— Begin —
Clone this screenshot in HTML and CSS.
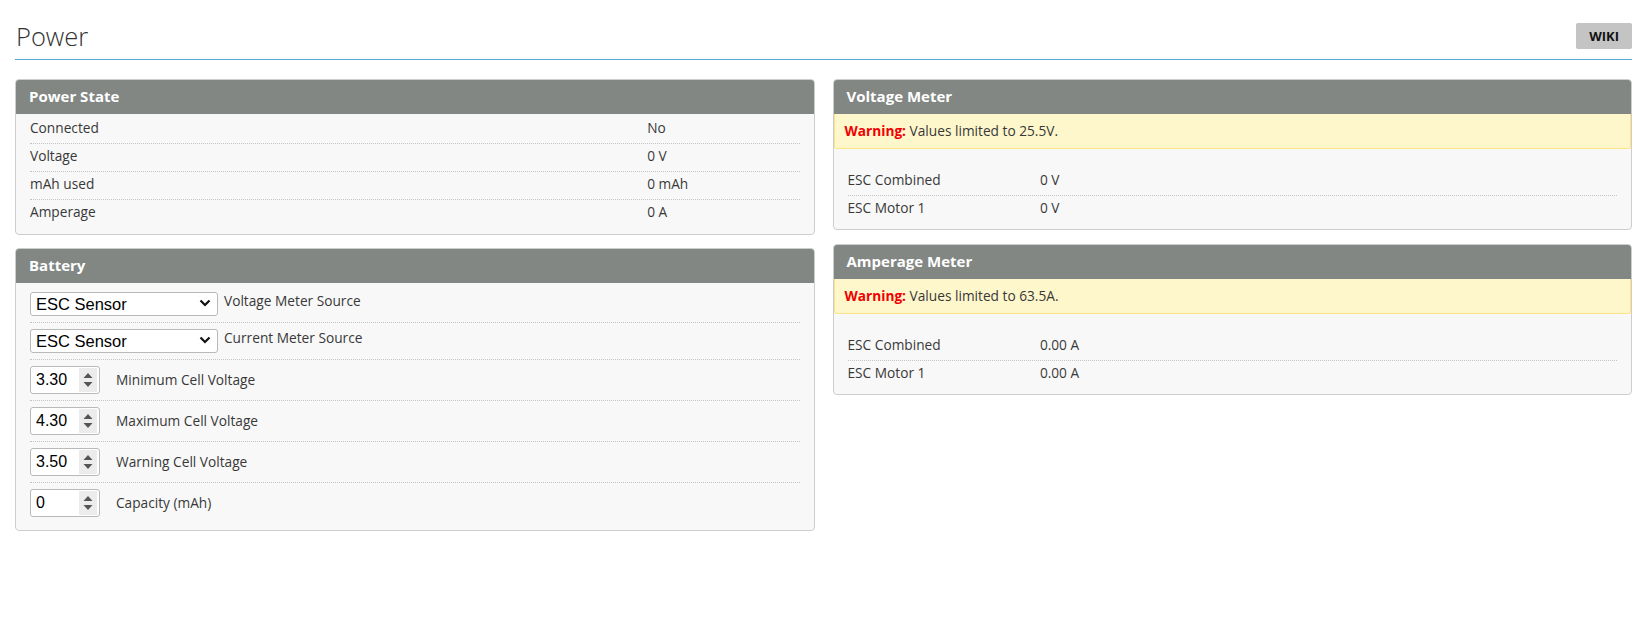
FILE: index.html
```html
<!DOCTYPE html>
<html>
<head>
<meta charset="utf-8">
<link rel="stylesheet" href="styles.css">
</head>
<body>
<div class="page">
  <div class="page-header">
    <h1 class="title">Power</h1>
    <a class="wiki">WIKI</a>
  </div>
  <div class="columns">
    <div class="col">
      <div class="panel">
        <div class="panel-head">Power State</div>
        <div class="panel-body list">
          <div class="row"><span class="lbl lbl-wide">Connected</span><span class="val">No</span></div>
          <div class="row"><span class="lbl lbl-wide">Voltage</span><span class="val">0 V</span></div>
          <div class="row"><span class="lbl lbl-wide">mAh used</span><span class="val">0 mAh</span></div>
          <div class="row"><span class="lbl lbl-wide">Amperage</span><span class="val">0 A</span></div>
        </div>
      </div>
      <div class="panel">
        <div class="panel-head">Battery</div>
        <div class="panel-body battery">
          <div class="frow">
            <div class="select">
              <select><option>ESC Sensor</option></select>
              <svg class="chev" width="12" height="8" viewBox="0 0 12 8"><path d="M1.5 1.5 L6 6 L10.5 1.5" fill="none" stroke="#111" stroke-width="2.2"/></svg>
            </div>
            <span class="flabel top">Voltage Meter Source</span>
          </div>
          <div class="frow">
            <div class="select">
              <select><option>ESC Sensor</option></select>
              <svg class="chev" width="12" height="8" viewBox="0 0 12 8"><path d="M1.5 1.5 L6 6 L10.5 1.5" fill="none" stroke="#111" stroke-width="2.2"/></svg>
            </div>
            <span class="flabel top">Current Meter Source</span>
          </div>
          <div class="frow num-row">
            <div class="num"><input type="text" value="3.30"><span class="spin"><svg width="10" height="16" viewBox="0 0 10 16"><path d="M0.5 6 L5 1 L9.5 6 Z M0.5 10 L5 15 L9.5 10 Z" fill="#555"/></svg></span></div>
            <span class="flabel">Minimum Cell Voltage</span>
          </div>
          <div class="frow num-row">
            <div class="num"><input type="text" value="4.30"><span class="spin"><svg width="10" height="16" viewBox="0 0 10 16"><path d="M0.5 6 L5 1 L9.5 6 Z M0.5 10 L5 15 L9.5 10 Z" fill="#555"/></svg></span></div>
            <span class="flabel">Maximum Cell Voltage</span>
          </div>
          <div class="frow num-row">
            <div class="num"><input type="text" value="3.50"><span class="spin"><svg width="10" height="16" viewBox="0 0 10 16"><path d="M0.5 6 L5 1 L9.5 6 Z M0.5 10 L5 15 L9.5 10 Z" fill="#555"/></svg></span></div>
            <span class="flabel">Warning Cell Voltage</span>
          </div>
          <div class="frow num-row">
            <div class="num"><input type="text" value="0"><span class="spin"><svg width="10" height="16" viewBox="0 0 10 16"><path d="M0.5 6 L5 1 L9.5 6 Z M0.5 10 L5 15 L9.5 10 Z" fill="#555"/></svg></span></div>
            <span class="flabel">Capacity (mAh)</span>
          </div>
        </div>
      </div>
    </div>
    <div class="col col-right">
      <div class="panel">
        <div class="panel-head">Voltage Meter</div>
        <div class="warning"><b>Warning:</b> Values limited to 25.5V.</div>
        <div class="panel-body list meter">
          <div class="row"><span class="lbl lbl-narrow">ESC Combined</span><span class="val">0 V</span></div>
          <div class="row"><span class="lbl lbl-narrow">ESC Motor 1</span><span class="val">0 V</span></div>
        </div>
      </div>
      <div class="panel">
        <div class="panel-head">Amperage Meter</div>
        <div class="warning"><b>Warning:</b> Values limited to 63.5A.</div>
        <div class="panel-body list meter">
          <div class="row"><span class="lbl lbl-narrow">ESC Combined</span><span class="val">0.00 A</span></div>
          <div class="row"><span class="lbl lbl-narrow">ESC Motor 1</span><span class="val">0.00 A</span></div>
        </div>
      </div>
    </div>
  </div>
</div>
</body>
</html>
```
FILE: styles.css
```css
* { box-sizing: border-box; }
body {
  margin: 0;
  background: #fff;
  font-family: "Open Sans", "Liberation Sans", sans-serif;
  font-size: 13.7px;
  color: #383838;
}
.page {
  padding: 0 18px 0 15px;
}
.page-header {
  display: flex;
  justify-content: space-between;
  align-items: flex-start;
  border-bottom: 1px solid #59a9d8;
}
.title {
  margin: 19px 0 0 1px;
  padding-bottom: 6px;
  font-size: 25.5px;
  line-height: 34px;
  font-weight: 300;
  color: #333;
}
.wiki {
  margin-top: 23px;
  height: 26px;
  line-height: 26px;
  padding: 0 13px;
  background: #c4c4c4;
  border-radius: 2px;
  font-size: 13px;
  font-weight: 700;
  color: #111;
}
.columns {
  margin-top: 19px;
  display: grid;
  grid-template-columns: 1fr 1fr;
  column-gap: 18px;
  align-items: start;
}
.col {
  display: flex;
  flex-direction: column;
  gap: 13px;
}
.col-right {
  gap: 14px;
}
.panel {
  border: 1px solid #cdcdcd;
  border-radius: 4px;
  background: #f8f8f8;
  overflow: hidden;
}
.panel-head {
  height: 34px;
  line-height: 33px;
  padding: 0 13px;
  background: #828784;
  color: #fff;
  font-weight: 700;
  font-size: 15px;
}
.panel-body {
  padding: 2px 14px 7px;
}
.list .row {
  display: flex;
  padding: 2px 0 6px;
  line-height: 19px;
  border-bottom: 1px dotted #c4c4c4;
}
.list .row:last-child {
  border-bottom: none;
}
.lbl-wide { width: 80.2%; }
.lbl-narrow { width: 25%; }
.warning {
  height: 35px;
  line-height: 34px;
  padding: 0 10px;
  background: #fff7cc;
  border: 1px solid #fde383;
  border-top: none;
  border-radius: 0 0 3px 3px;
}
.warning b {
  color: #f00000;
  font-weight: 700;
}
.meter {
  padding-top: 19px;
  padding-bottom: 6px;
}
.battery {
  padding-top: 3px;
  padding-bottom: 7px;
}
.frow {
  display: flex;
  align-items: center;
  padding: 6px 0;
  border-bottom: 1px dotted #c4c4c4;
}
.frow:last-child { border-bottom: none; }
.select {
  position: relative;
  width: 188px;
  height: 24px;
  flex: none;
}
.select select {
  -webkit-appearance: none;
  appearance: none;
  width: 100%;
  height: 100%;
  margin: 0;
  border: 1px solid #b9b9b9;
  border-radius: 3px;
  background: #fff;
  font-family: "Liberation Sans", Arial, sans-serif;
  font-size: 16.5px;
  color: #000;
  padding: 0 5px;
}
.chev {
  position: absolute;
  right: 7px;
  top: 7px;
  pointer-events: none;
}
.flabel {
  margin-left: 16px;
  line-height: 20px;
}
.flabel.top {
  margin-left: 6px;
  align-self: flex-start;
  margin-top: -1px;
}
.num {
  display: flex;
  width: 70px;
  height: 28px;
  flex: none;
  border: 1px solid #b9b9b9;
  border-radius: 3px;
  background: #fff;
  overflow: hidden;
}
.num input {
  width: 48px;
  border: none;
  outline: none;
  padding: 0 0 0 5px;
  margin: 0;
  background: transparent;
  font-family: "Liberation Sans", Arial, sans-serif;
  font-size: 16px;
  color: #000;
}
.spin {
  margin: 1px 1px 1px 0;
  width: 18px;
  background: #ececec;
  display: flex;
  align-items: center;
  justify-content: center;
}
```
— End —
TASK DESCRIPTION
Restate the whole of the material word for word without the pictures.

EXERCISE SOLUTION
Clone this screenshot in HTML and CSS.
FILE: index.html
```html
<!DOCTYPE html>
<html>
<head>
<meta charset="utf-8">
<link rel="stylesheet" href="styles.css">
</head>
<body>
<div class="page">
  <div class="page-header">
    <h1 class="title">Power</h1>
    <a class="wiki">WIKI</a>
  </div>
  <div class="columns">
    <div class="col">
      <div class="panel">
        <div class="panel-head">Power State</div>
        <div class="panel-body list">
          <div class="row"><span class="lbl lbl-wide">Connected</span><span class="val">No</span></div>
          <div class="row"><span class="lbl lbl-wide">Voltage</span><span class="val">0 V</span></div>
          <div class="row"><span class="lbl lbl-wide">mAh used</span><span class="val">0 mAh</span></div>
          <div class="row"><span class="lbl lbl-wide">Amperage</span><span class="val">0 A</span></div>
        </div>
      </div>
      <div class="panel">
        <div class="panel-head">Battery</div>
        <div class="panel-body battery">
          <div class="frow">
            <div class="select">
              <select><option>ESC Sensor</option></select>
              <svg class="chev" width="12" height="8" viewBox="0 0 12 8"><path d="M1.5 1.5 L6 6 L10.5 1.5" fill="none" stroke="#111" stroke-width="2.2"/></svg>
            </div>
            <span class="flabel top">Voltage Meter Source</span>
          </div>
          <div class="frow">
            <div class="select">
              <select><option>ESC Sensor</option></select>
              <svg class="chev" width="12" height="8" viewBox="0 0 12 8"><path d="M1.5 1.5 L6 6 L10.5 1.5" fill="none" stroke="#111" stroke-width="2.2"/></svg>
            </div>
            <span class="flabel top">Current Meter Source</span>
          </div>
          <div class="frow num-row">
            <div class="num"><input type="text" value="3.30"><span class="spin"><svg width="10" height="16" viewBox="0 0 10 16"><path d="M0.5 6 L5 1 L9.5 6 Z M0.5 10 L5 15 L9.5 10 Z" fill="#555"/></svg></span></div>
            <span class="flabel">Minimum Cell Voltage</span>
          </div>
          <div class="frow num-row">
            <div class="num"><input type="text" value="4.30"><span class="spin"><svg width="10" height="16" viewBox="0 0 10 16"><path d="M0.5 6 L5 1 L9.5 6 Z M0.5 10 L5 15 L9.5 10 Z" fill="#555"/></svg></span></div>
            <span class="flabel">Maximum Cell Voltage</span>
          </div>
          <div class="frow num-row">
            <div class="num"><input type="text" value="3.50"><span class="spin"><svg width="10" height="16" viewBox="0 0 10 16"><path d="M0.5 6 L5 1 L9.5 6 Z M0.5 10 L5 15 L9.5 10 Z" fill="#555"/></svg></span></div>
            <span class="flabel">Warning Cell Voltage</span>
          </div>
          <div class="frow num-row">
            <div class="num"><input type="text" value="0"><span class="spin"><svg width="10" height="16" viewBox="0 0 10 16"><path d="M0.5 6 L5 1 L9.5 6 Z M0.5 10 L5 15 L9.5 10 Z" fill="#555"/></svg></span></div>
            <span class="flabel">Capacity (mAh)</span>
          </div>
        </div>
      </div>
    </div>
    <div class="col col-right">
      <div class="panel">
        <div class="panel-head">Voltage Meter</div>
        <div class="warning"><b>Warning:</b> Values limited to 25.5V.</div>
        <div class="panel-body list meter">
          <div class="row"><span class="lbl lbl-narrow">ESC Combined</span><span class="val">0 V</span></div>
          <div class="row"><span class="lbl lbl-narrow">ESC Motor 1</span><span class="val">0 V</span></div>
        </div>
      </div>
      <div class="panel">
        <div class="panel-head">Amperage Meter</div>
        <div class="warning"><b>Warning:</b> Values limited to 63.5A.</div>
        <div class="panel-body list meter">
          <div class="row"><span class="lbl lbl-narrow">ESC Combined</span><span class="val">0.00 A</span></div>
          <div class="row"><span class="lbl lbl-narrow">ESC Motor 1</span><span class="val">0.00 A</span></div>
        </div>
      </div>
    </div>
  </div>
</div>
</body>
</html>
```
FILE: styles.css
```css
* { box-sizing: border-box; }
body {
  margin: 0;
  background: #fff;
  font-family: "Open Sans", "Liberation Sans", sans-serif;
  font-size: 13.7px;
  color: #383838;
}
.page {
  padding: 0 18px 0 15px;
}
.page-header {
  display: flex;
  justify-content: space-between;
  align-items: flex-start;
  border-bottom: 1px solid #59a9d8;
}
.title {
  margin: 19px 0 0 1px;
  padding-bottom: 6px;
  font-size: 25.5px;
  line-height: 34px;
  font-weight: 300;
  color: #333;
}
.wiki {
  margin-top: 23px;
  height: 26px;
  line-height: 26px;
  padding: 0 13px;
  background: #c4c4c4;
  border-radius: 2px;
  font-size: 13px;
  font-weight: 700;
  color: #111;
}
.columns {
  margin-top: 19px;
  display: grid;
  grid-template-columns: 1fr 1fr;
  column-gap: 18px;
  align-items: start;
}
.col {
  display: flex;
  flex-direction: column;
  gap: 13px;
}
.col-right {
  gap: 14px;
}
.panel {
  border: 1px solid #cdcdcd;
  border-radius: 4px;
  background: #f8f8f8;
  overflow: hidden;
}
.panel-head {
  height: 34px;
  line-height: 33px;
  padding: 0 13px;
  background: #828784;
  color: #fff;
  font-weight: 700;
  font-size: 15px;
}
.panel-body {
  padding: 2px 14px 7px;
}
.list .row {
  display: flex;
  padding: 2px 0 6px;
  line-height: 19px;
  border-bottom: 1px dotted #c4c4c4;
}
.list .row:last-child {
  border-bottom: none;
}
.lbl-wide { width: 80.2%; }
.lbl-narrow { width: 25%; }
.warning {
  height: 35px;
  line-height: 34px;
  padding: 0 10px;
  background: #fff7cc;
  border: 1px solid #fde383;
  border-top: none;
  border-radius: 0 0 3px 3px;
}
.warning b {
  color: #f00000;
  font-weight: 700;
}
.meter {
  padding-top: 19px;
  padding-bottom: 6px;
}
.battery {
  padding-top: 3px;
  padding-bottom: 7px;
}
.frow {
  display: flex;
  align-items: center;
  padding: 6px 0;
  border-bottom: 1px dotted #c4c4c4;
}
.frow:last-child { border-bottom: none; }
.select {
  position: relative;
  width: 188px;
  height: 24px;
  flex: none;
}
.select select {
  -webkit-appearance: none;
  appearance: none;
  width: 100%;
  height: 100%;
  margin: 0;
  border: 1px solid #b9b9b9;
  border-radius: 3px;
  background: #fff;
  font-family: "Liberation Sans", Arial, sans-serif;
  font-size: 16.5px;
  color: #000;
  padding: 0 5px;
}
.chev {
  position: absolute;
  right: 7px;
  top: 7px;
  pointer-events: none;
}
.flabel {
  margin-left: 16px;
  line-height: 20px;
}
.flabel.top {
  margin-left: 6px;
  align-self: flex-start;
  margin-top: -1px;
}
.num {
  display: flex;
  width: 70px;
  height: 28px;
  flex: none;
  border: 1px solid #b9b9b9;
  border-radius: 3px;
  background: #fff;
  overflow: hidden;
}
.num input {
  width: 48px;
  border: none;
  outline: none;
  padding: 0 0 0 5px;
  margin: 0;
  background: transparent;
  font-family: "Liberation Sans", Arial, sans-serif;
  font-size: 16px;
  color: #000;
}
.spin {
  margin: 1px 1px 1px 0;
  width: 18px;
  background: #ececec;
  display: flex;
  align-items: center;
  justify-content: center;
}
```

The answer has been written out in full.